Don't worry, we'll unpack it below.
The fractional transactions are from our attribution windows. As you know, we credit is divided between the touchpoints in the Accrual accounting. In this case, transactional credit. (For a refresher on our accounting modes, click here).
Let's break it down the entire metric:
- Transactions are purchases attributed to a specific marketing touchpoint.
- (3d) refers to a 3-Day window which means that credit is only given from purchases that were completed within 3 days of the touchpoint.
- LTV refers to an infinite day window which means that credit is given from purchases that were completed completed on an indefinite window.
- Let's say there was a click on Jan 1 and the conversion was on Jan 31. That is a 30-day window, which falls under our indefinite window.
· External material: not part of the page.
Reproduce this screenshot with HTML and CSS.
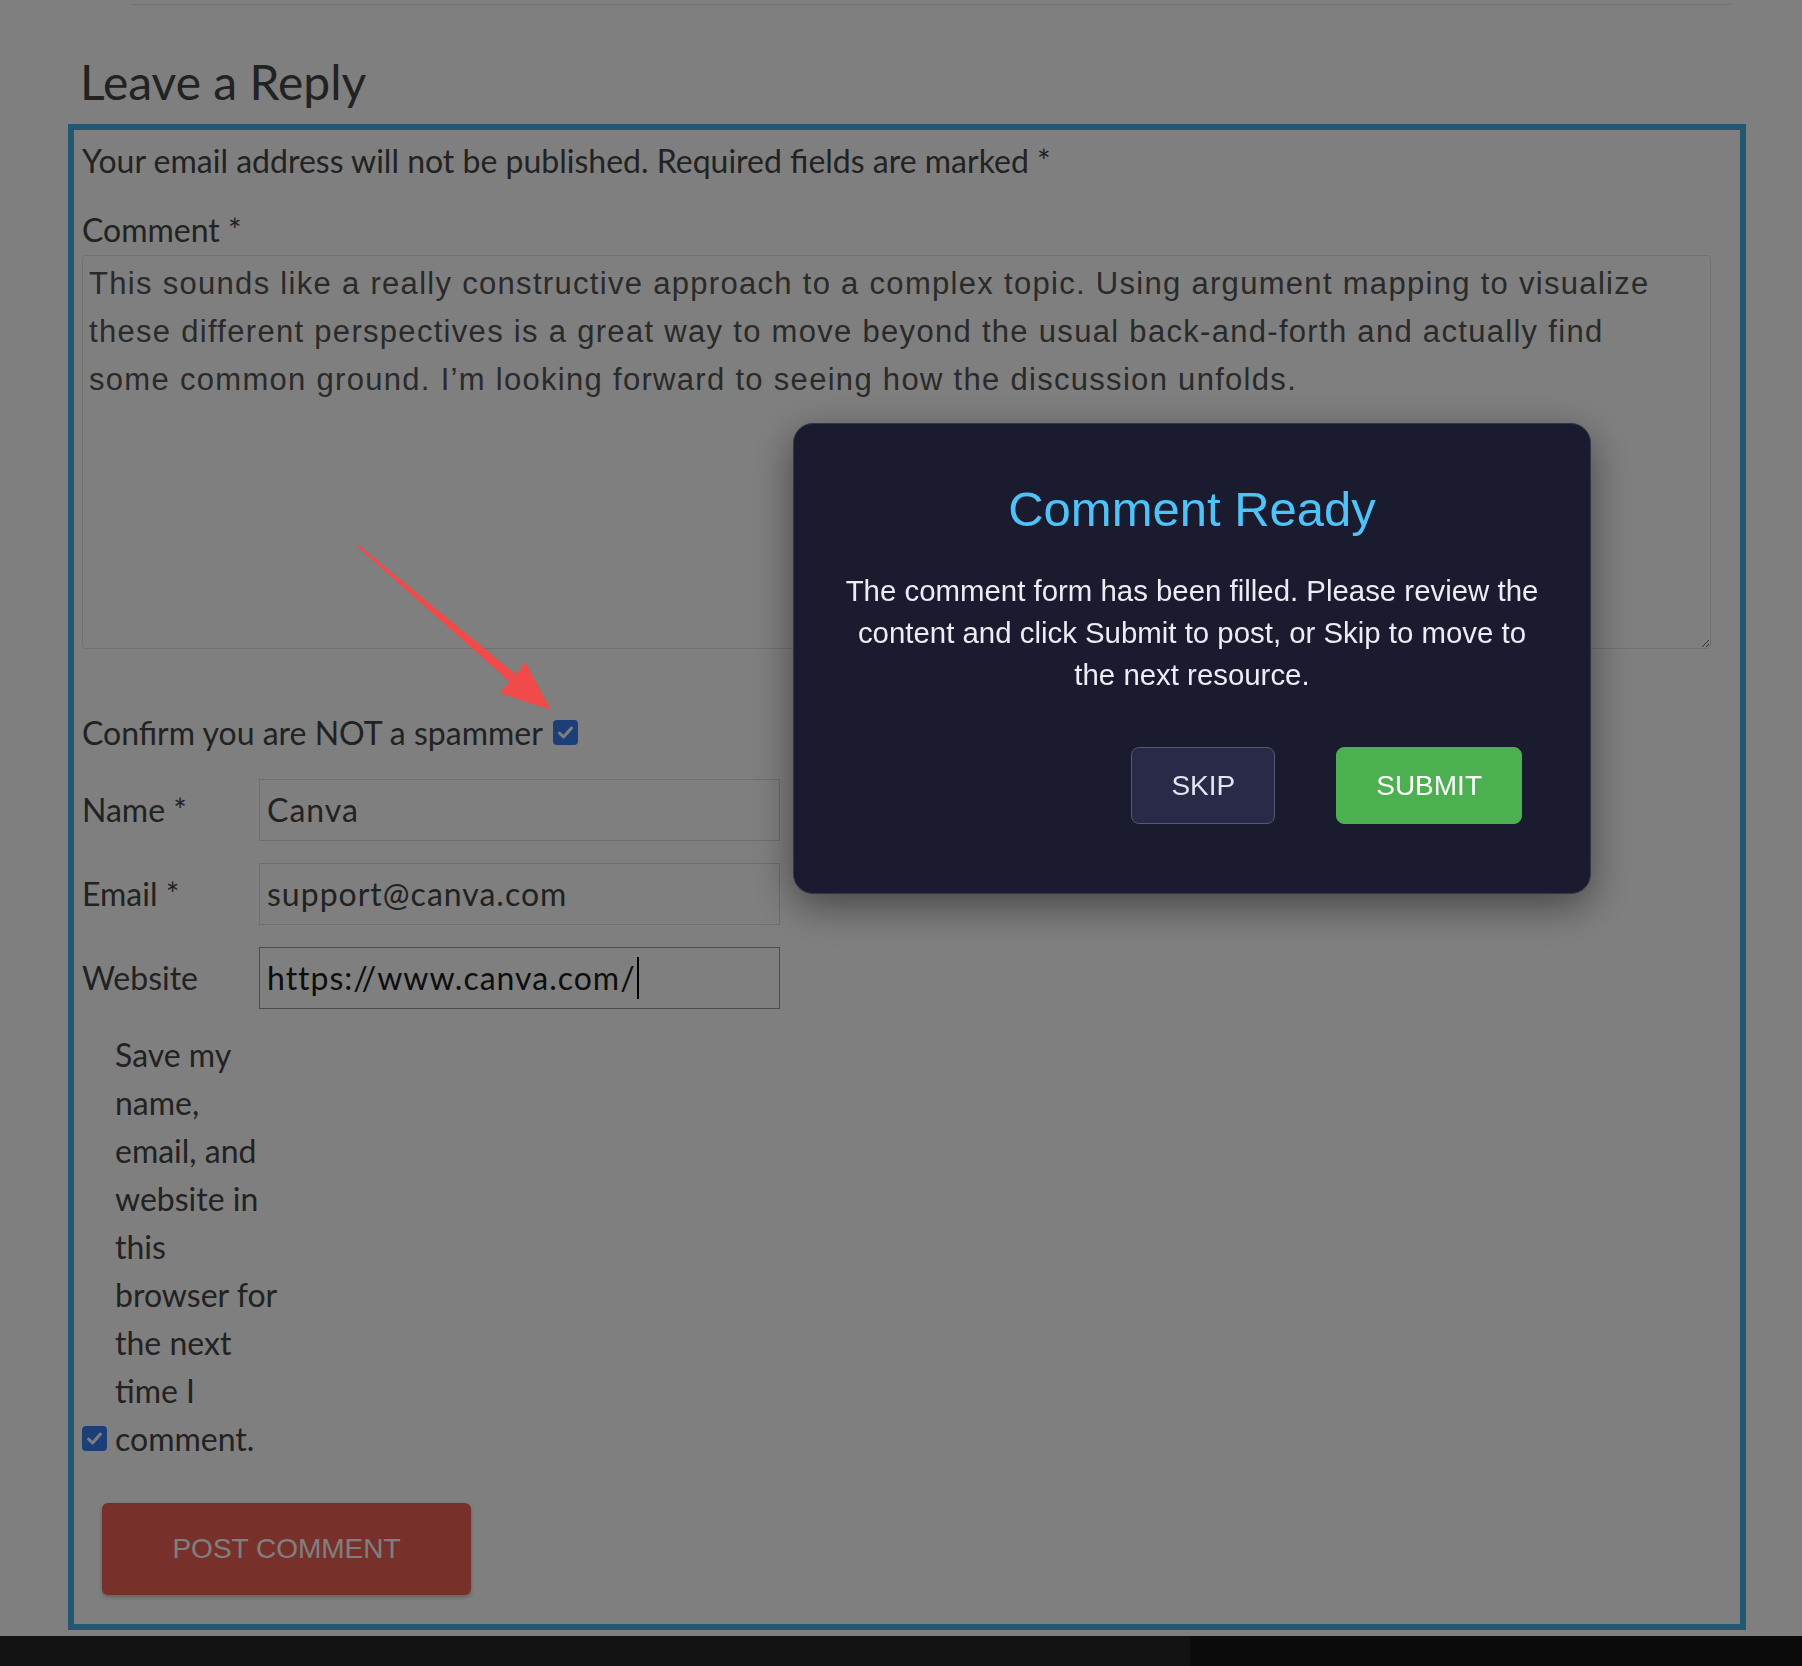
FILE: index.html
```html
<!DOCTYPE html>
<html lang="en">
<head>
  <meta charset="UTF-8">
  <title>Leave a Reply</title>
  <link rel="stylesheet" href="styles.css">
</head>
<body>

<div class="page">
  <div class="divider"></div>

  <div class="comment-respond">
    <h2 class="reply-title">Leave a Reply</h2>

    <form class="comment-form" id="commentForm">
      <p class="comment-notes">Your email address will not be published. Required fields are marked *</p>

      <label class="comment-label" for="comment">Comment *</label>
      <textarea id="comment">This sounds like a really constructive approach to a complex topic. Using argument mapping to visualize these different perspectives is a great way to move beyond the usual back-and-forth and actually find some common ground. I’m looking forward to seeing how the discussion unfolds.</textarea>

      <p class="spam-check">Confirm you are NOT a spammer <span class="checkbox"><svg width="25" height="25" viewBox="0 0 25 25"><path d="M6.5 13 L10.5 17 L18.5 8" fill="none" stroke="#fff" stroke-width="3" stroke-linecap="round" stroke-linejoin="round"/></svg></span></p>

      <div class="field">
        <label for="author">Name *</label>
        <input type="text" id="author" value="Canva">
      </div>
      <div class="field">
        <label for="email">Email *</label>
        <input type="text" id="email" value="support@canva.com">
      </div>
      <div class="field">
        <label for="url">Website</label>
        <span class="input-wrap typing"><input type="text" id="url" class="active" value="https://www.canva.com/"></span>
      </div>

      <p class="cookies-consent"><span class="checkbox"><svg width="25" height="25" viewBox="0 0 25 25"><path d="M6.5 13 L10.5 17 L18.5 8" fill="none" stroke="#fff" stroke-width="3" stroke-linecap="round" stroke-linejoin="round"/></svg></span><label>Save my name, email, and website in this browser for the next time I comment.</label></p>

      <button type="submit" class="submit">POST COMMENT</button>
    </form>
  </div>

  <footer class="site-footer">
    <div class="footer-left"></div>
    <div class="footer-right"></div>
  </footer>
</div>

<!-- Review modal -->
<div class="modal-overlay" id="reviewModal">
  <div class="modal">
    <h3>Comment Ready</h3>
    <p>The comment form has been filled. Please review the content and click Submit to post, or Skip to move to the next resource.</p>
    <div class="modal-actions">
      <button class="btn-skip">SKIP</button>
      <button class="btn-submit">SUBMIT</button>
    </div>
  </div>
</div>

<!-- pointer to the spam checkbox -->
<svg class="arrow" width="230" height="200" viewBox="0 0 230 200">
  <polygon points="17.6,14.3 175.8,144.2 185.6,132.5 211,180 159.8,163.1 169.6,151.4 16.4,15.7" fill="#f04a4a"/>
</svg>

</body>
</html>
```

FILE: styles.css
```css
body {
  margin: 0;
  font-family: Lato, "Liberation Sans", sans-serif;
  font-size: 32px;
  line-height: 48px;
  color: #454545;
  background: #fff;
}

.page {
  padding-top: 4px;
}

.divider {
  height: 1px;
  margin: 0 71px 0 132px;
  background: #e4e4e4;
}

.comment-respond {
  width: 1678px;
  margin-left: 68px;
}

.reply-title {
  margin: 48px 0 13px 12px;
  font-size: 48px;
  font-weight: 400;
  line-height: 1.2;
}

.comment-form {
  border: 6px solid #46b0e6;
  padding: 7px 29px 29px 8px;
}

.comment-notes {
  margin: 0 0 21px;
}

.comment-label {
  display: block;
}

textarea {
  display: block;
  width: 100%;
  height: 394px;
  margin-top: 1px;
  padding: 4px 40px 4px 6px;
  box-sizing: border-box;
  border: 1px solid #e2e2e2;
  border-radius: 4px;
  font-family: "Liberation Sans", Arial, sans-serif;
  font-size: 31px;
  letter-spacing: 1.3px;
  line-height: 48px;
  color: #555;
  outline: none;
}

.checkbox {
  display: inline-block;
  width: 25px;
  height: 25px;
  border-radius: 4px;
  background: #3b7ff0;
  vertical-align: baseline;
}

.checkbox svg {
  display: block;
}

.spam-check {
  margin: 60px 0 0;
}

.spam-check .checkbox {
  margin-left: 3px;
}

.field {
  display: flex;
  align-items: center;
  margin-top: 22px;
}

.field label {
  width: 177px;
  flex-shrink: 0;
}

.field input {
  width: 521px;
  height: 62px;
  padding: 0 7px;
  box-sizing: border-box;
  border: 1px solid #dcdcdc;
  font-family: Lato, sans-serif;
  font-size: 32px;
  letter-spacing: 1px;
  color: #454545;
  background: #fff;
  outline: none;
}

.field input.active {
  border-color: #999;
  color: #1a1a1a;
}

.input-wrap {
  position: relative;
  display: block;
}

.input-wrap input {
  display: block;
}

/* text caret at the end of the focused field */
.typing::after {
  content: "";
  position: absolute;
  left: 378px;
  top: 10px;
  width: 2px;
  height: 42px;
  background: #000;
}

.cookies-consent {
  margin: 22px 0 0;
}

.cookies-consent .checkbox {
  margin-right: 8px;
}

.cookies-consent label {
  display: inline-block;
  width: 170px;
}

.submit {
  display: block;
  width: 369px;
  height: 92px;
  margin: 40px 0 0 20px;
  border: none;
  border-radius: 6px;
  background: #f06054;
  color: #fff;
  font-family: "Liberation Sans", Arial, sans-serif;
  font-size: 28px;
  box-shadow: 0 2px 4px rgba(0,0,0,0.25);
  cursor: pointer;
}

.site-footer {
  display: grid;
  grid-template-columns: 1190px 1fr;
  height: 60px;
  margin-top: 6px;
}

.footer-left { background: #262626; }
.footer-right { background: #161616; }

/* Modal styles */
.modal-overlay {
  position: fixed;
  top: 0; left: 0;
  width: 100vw; height: 100vh;
  background: rgba(0, 0, 0, 0.5);
  z-index: 10;
}

.modal {
  position: absolute;
  left: 793px;
  top: 423px;
  width: 798px;
  box-sizing: border-box;
  padding: 57px 39px 69px;
  background: #1a1b2e;
  border: 1px solid #34364c;
  border-radius: 20px;
  box-shadow: 0 12px 40px rgba(0,0,0,0.45);
  text-align: center;
  font-family: "Liberation Sans", Arial, sans-serif;
}

.modal h3 {
  margin: 0 0 33px;
  font-size: 49px;
  font-weight: 400;
  line-height: 56px;
  color: #4fc3f7;
}

.modal p {
  margin: 0 9px 51px;
  font-size: 29.4px;
  line-height: 42px;
  color: #ececf4;
}

.modal-actions {
  display: flex;
  justify-content: flex-end;
  gap: 61px;
  padding-right: 29px;
}

.modal-actions button {
  height: 77px;
  padding: 0 39px;
  border-radius: 8px;
  font-family: inherit;
  font-size: 28px;
  cursor: pointer;
}

.btn-skip {
  background: #282a48;
  border: 1px solid #56586e;
  color: #e4e4ee;
}

.btn-submit {
  background: #4caf50;
  border: 1px solid #4caf50;
  color: #fff;
}

.arrow {
  position: absolute;
  left: 340px;
  top: 530px;
  z-index: 20;
}
```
Even if it were a 365-day window, this would still fall under our indefinite window.
- Reference our Attribution Window guide for more information.
Lastly, let's not forget about the Clicks-Only attribution model. Credit is divided between all upper funnel touchpoints. In this case, revenue credit. Reference our Attribution Model guide for more information.
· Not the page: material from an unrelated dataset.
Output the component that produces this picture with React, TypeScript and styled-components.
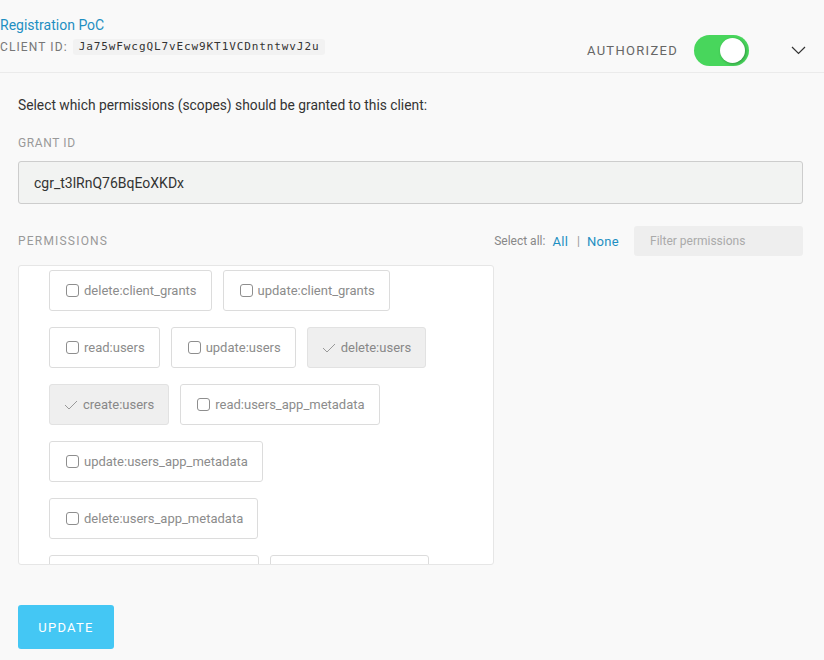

Okay, now let's put it all together. Below find the breakdown for each platform using both revenue metrics.
Platform Breakdown for Transactions (3d)
- Facebook Ads - Transactions from all clicks that resulted in a purchase within 3 day
- Google Ads - Transactions from all clicks that resulted in a purchase within 3 day
- Email - Transactions from all clicks that resulted in a purchase within 3 day
- Note: We try to pull credit away from Email in the Clicks-Only model. Therefore, any retained revenue is from customer journeys that didn't have an Upper Funnel touchpoint.
Platform Breakdown for LTV Transactions
- Facebook Ads - Revenue from all clicks that resulted in a purchase on an indefinite window
- Google Ads - Revenue from all clicks that resulted in a purchase on an indefinite window
- Email - Revenue from all clicks that resulted in a purchase on an indefinite window
- Note: We try to pull credit away from Email in the Clicks-Only model. Therefore, any retained revenue is from customer journeys that didn't have an Upper Funnel touchpoint.